## RECORDS PROVIDED
⁂

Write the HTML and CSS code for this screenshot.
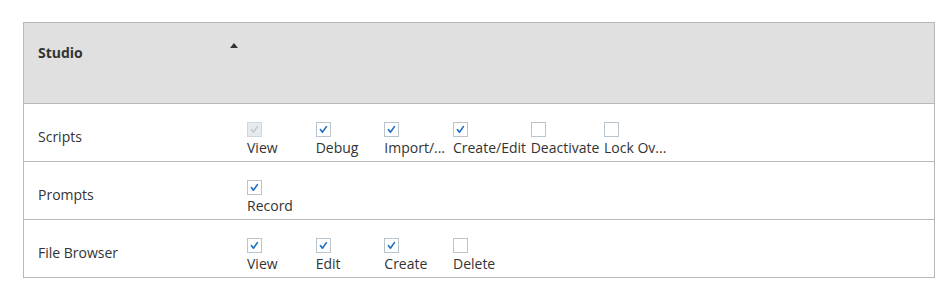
FILE: index.html
```html
<!DOCTYPE html>
<html lang="en">
<head>
  <meta charset="UTF-8">
  <meta name="viewport" content="width=device-width, initial-scale=1.0">
  <title>Permissions - Studio</title>
  <link rel="stylesheet" href="styles.css">
</head>
<body>
  <div class="perm-table">
    <!-- Cabecera -->
    <div class="perm-head">
      <div class="head-name">
        <span>Studio</span>
        <span class="sort-caret"></span>
      </div>
    </div>

    <!-- Scripts -->
    <div class="perm-row">
      <div class="row-name">Scripts</div>
      <div class="row-perms">
        <div class="perm disabled"><span class="box checked"><svg viewBox="0 0 13 13"><path d="M3.4 6.6 L5.4 9.2 L9.4 3.6"/></svg></span><span class="perm-label">View</span></div>
        <div class="perm"><span class="box checked"><svg viewBox="0 0 13 13"><path d="M3.4 6.6 L5.4 9.2 L9.4 3.6"/></svg></span><span class="perm-label">Debug</span></div>
        <div class="perm"><span class="box checked"><svg viewBox="0 0 13 13"><path d="M3.4 6.6 L5.4 9.2 L9.4 3.6"/></svg></span><span class="perm-label">Import/...</span></div>
        <div class="perm"><span class="box checked"><svg viewBox="0 0 13 13"><path d="M3.4 6.6 L5.4 9.2 L9.4 3.6"/></svg></span><span class="perm-label">Create/Edit</span></div>
        <div class="perm"><span class="box"></span><span class="perm-label">Deactivate</span></div>
        <div class="perm"><span class="box"></span><span class="perm-label">Lock Ov...</span></div>
      </div>
    </div>

    <!-- Prompts -->
    <div class="perm-row">
      <div class="row-name">Prompts</div>
      <div class="row-perms">
        <div class="perm"><span class="box checked"><svg viewBox="0 0 13 13"><path d="M3.4 6.6 L5.4 9.2 L9.4 3.6"/></svg></span><span class="perm-label">Record</span></div>
      </div>
    </div>

    <!-- File Browser -->
    <div class="perm-row">
      <div class="row-name">File Browser</div>
      <div class="row-perms">
        <div class="perm"><span class="box checked"><svg viewBox="0 0 13 13"><path d="M3.4 6.6 L5.4 9.2 L9.4 3.6"/></svg></span><span class="perm-label">View</span></div>
        <div class="perm"><span class="box checked"><svg viewBox="0 0 13 13"><path d="M3.4 6.6 L5.4 9.2 L9.4 3.6"/></svg></span><span class="perm-label">Edit</span></div>
        <div class="perm"><span class="box checked"><svg viewBox="0 0 13 13"><path d="M3.4 6.6 L5.4 9.2 L9.4 3.6"/></svg></span><span class="perm-label">Create</span></div>
        <div class="perm"><span class="box"></span><span class="perm-label">Delete</span></div>
      </div>
    </div>
  </div>
</body>
</html>
```

FILE: styles.css
```css
html, body {
  margin: 0;
  background: #fff;
}

body {
  padding: 22px 8px 0 23px;
  font-family: "Open Sans", "Liberation Sans", Arial, sans-serif;
  font-size: 14px;
  line-height: 20px;
  color: #333;
}

.perm-table {
  border: 1px solid #b8b8b8;
}

.perm-head {
  height: 80px;
  background-color: #e0e0e0;
  border-bottom: 1px solid #b8b8b8;
}

.head-name {
  width: 223px;
  box-sizing: border-box;
  display: flex;
  justify-content: space-between;
  padding: 20px 9px 0 14px;
  font-weight: bold;
  color: #333;
}

.sort-caret {
  width: 0;
  height: 0;
  margin-top: 0;
  border-left: 4.5px solid transparent;
  border-right: 4.5px solid transparent;
  border-bottom: 5px solid #333;
}

.perm-row {
  display: flex;
  height: 57px;
  border-bottom: 1px solid #b8b8b8;
}

.perm-row:last-child {
  border-bottom: none;
}

.row-name {
  width: 223px;
  box-sizing: border-box;
  padding: 23px 0 0 14px;
  color: #333;
}

.row-perms {
  display: flex;
  gap: 4.67px;
  padding-top: 18px;
}

.perm {
  min-width: 64px;
  display: flex;
  flex-direction: column;
  align-items: flex-start;
}

.box {
  width: 15px;
  height: 15px;
  box-sizing: border-box;
  border: 1px solid #b9c4cc;
  background-color: #fff;
  margin-bottom: 1px;
}

.box svg {
  display: block;
  width: 13px;
  height: 13px;
}

.box svg path {
  fill: none;
  stroke: #1b6ec2;
  stroke-width: 1.6;
  stroke-linecap: round;
  stroke-linejoin: round;
}

.perm.disabled .box {
  background-color: #e6ebef;
  border-color: #cfd7dd;
}

.perm.disabled .box svg path {
  stroke: #c2cad1;
}

.perm-label {
  white-space: nowrap;
  color: #333;
}
```
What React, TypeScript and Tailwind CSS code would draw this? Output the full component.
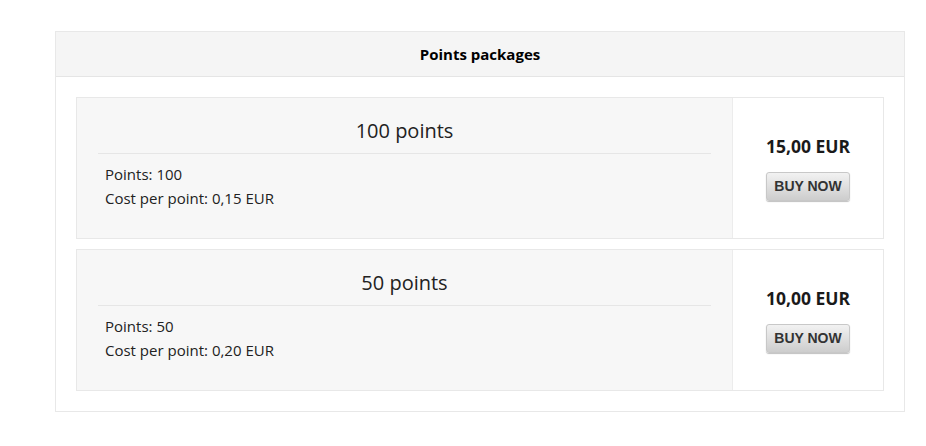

⁂

## EXERCISE OBJECTIVE
Pictures in the records must not appear in the copy; transcribe everything else precisely.

## EXPECTED ANSWER
Write the HTML and CSS code for this screenshot.
FILE: index.html
```html
<!DOCTYPE html>
<html lang="en">
<head>
  <meta charset="UTF-8">
  <meta name="viewport" content="width=device-width, initial-scale=1.0">
  <title>Permissions - Studio</title>
  <link rel="stylesheet" href="styles.css">
</head>
<body>
  <div class="perm-table">
    <!-- Cabecera -->
    <div class="perm-head">
      <div class="head-name">
        <span>Studio</span>
        <span class="sort-caret"></span>
      </div>
    </div>

    <!-- Scripts -->
    <div class="perm-row">
      <div class="row-name">Scripts</div>
      <div class="row-perms">
        <div class="perm disabled"><span class="box checked"><svg viewBox="0 0 13 13"><path d="M3.4 6.6 L5.4 9.2 L9.4 3.6"/></svg></span><span class="perm-label">View</span></div>
        <div class="perm"><span class="box checked"><svg viewBox="0 0 13 13"><path d="M3.4 6.6 L5.4 9.2 L9.4 3.6"/></svg></span><span class="perm-label">Debug</span></div>
        <div class="perm"><span class="box checked"><svg viewBox="0 0 13 13"><path d="M3.4 6.6 L5.4 9.2 L9.4 3.6"/></svg></span><span class="perm-label">Import/...</span></div>
        <div class="perm"><span class="box checked"><svg viewBox="0 0 13 13"><path d="M3.4 6.6 L5.4 9.2 L9.4 3.6"/></svg></span><span class="perm-label">Create/Edit</span></div>
        <div class="perm"><span class="box"></span><span class="perm-label">Deactivate</span></div>
        <div class="perm"><span class="box"></span><span class="perm-label">Lock Ov...</span></div>
      </div>
    </div>

    <!-- Prompts -->
    <div class="perm-row">
      <div class="row-name">Prompts</div>
      <div class="row-perms">
        <div class="perm"><span class="box checked"><svg viewBox="0 0 13 13"><path d="M3.4 6.6 L5.4 9.2 L9.4 3.6"/></svg></span><span class="perm-label">Record</span></div>
      </div>
    </div>

    <!-- File Browser -->
    <div class="perm-row">
      <div class="row-name">File Browser</div>
      <div class="row-perms">
        <div class="perm"><span class="box checked"><svg viewBox="0 0 13 13"><path d="M3.4 6.6 L5.4 9.2 L9.4 3.6"/></svg></span><span class="perm-label">View</span></div>
        <div class="perm"><span class="box checked"><svg viewBox="0 0 13 13"><path d="M3.4 6.6 L5.4 9.2 L9.4 3.6"/></svg></span><span class="perm-label">Edit</span></div>
        <div class="perm"><span class="box checked"><svg viewBox="0 0 13 13"><path d="M3.4 6.6 L5.4 9.2 L9.4 3.6"/></svg></span><span class="perm-label">Create</span></div>
        <div class="perm"><span class="box"></span><span class="perm-label">Delete</span></div>
      </div>
    </div>
  </div>
</body>
</html>
```

FILE: styles.css
```css
html, body {
  margin: 0;
  background: #fff;
}

body {
  padding: 22px 8px 0 23px;
  font-family: "Open Sans", "Liberation Sans", Arial, sans-serif;
  font-size: 14px;
  line-height: 20px;
  color: #333;
}

.perm-table {
  border: 1px solid #b8b8b8;
}

.perm-head {
  height: 80px;
  background-color: #e0e0e0;
  border-bottom: 1px solid #b8b8b8;
}

.head-name {
  width: 223px;
  box-sizing: border-box;
  display: flex;
  justify-content: space-between;
  padding: 20px 9px 0 14px;
  font-weight: bold;
  color: #333;
}

.sort-caret {
  width: 0;
  height: 0;
  margin-top: 0;
  border-left: 4.5px solid transparent;
  border-right: 4.5px solid transparent;
  border-bottom: 5px solid #333;
}

.perm-row {
  display: flex;
  height: 57px;
  border-bottom: 1px solid #b8b8b8;
}

.perm-row:last-child {
  border-bottom: none;
}

.row-name {
  width: 223px;
  box-sizing: border-box;
  padding: 23px 0 0 14px;
  color: #333;
}

.row-perms {
  display: flex;
  gap: 4.67px;
  padding-top: 18px;
}

.perm {
  min-width: 64px;
  display: flex;
  flex-direction: column;
  align-items: flex-start;
}

.box {
  width: 15px;
  height: 15px;
  box-sizing: border-box;
  border: 1px solid #b9c4cc;
  background-color: #fff;
  margin-bottom: 1px;
}

.box svg {
  display: block;
  width: 13px;
  height: 13px;
}

.box svg path {
  fill: none;
  stroke: #1b6ec2;
  stroke-width: 1.6;
  stroke-linecap: round;
  stroke-linejoin: round;
}

.perm.disabled .box {
  background-color: #e6ebef;
  border-color: #cfd7dd;
}

.perm.disabled .box svg path {
  stroke: #c2cad1;
}

.perm-label {
  white-space: nowrap;
  color: #333;
}
```
What React, TypeScript and Tailwind CSS code would draw this? Output the full component.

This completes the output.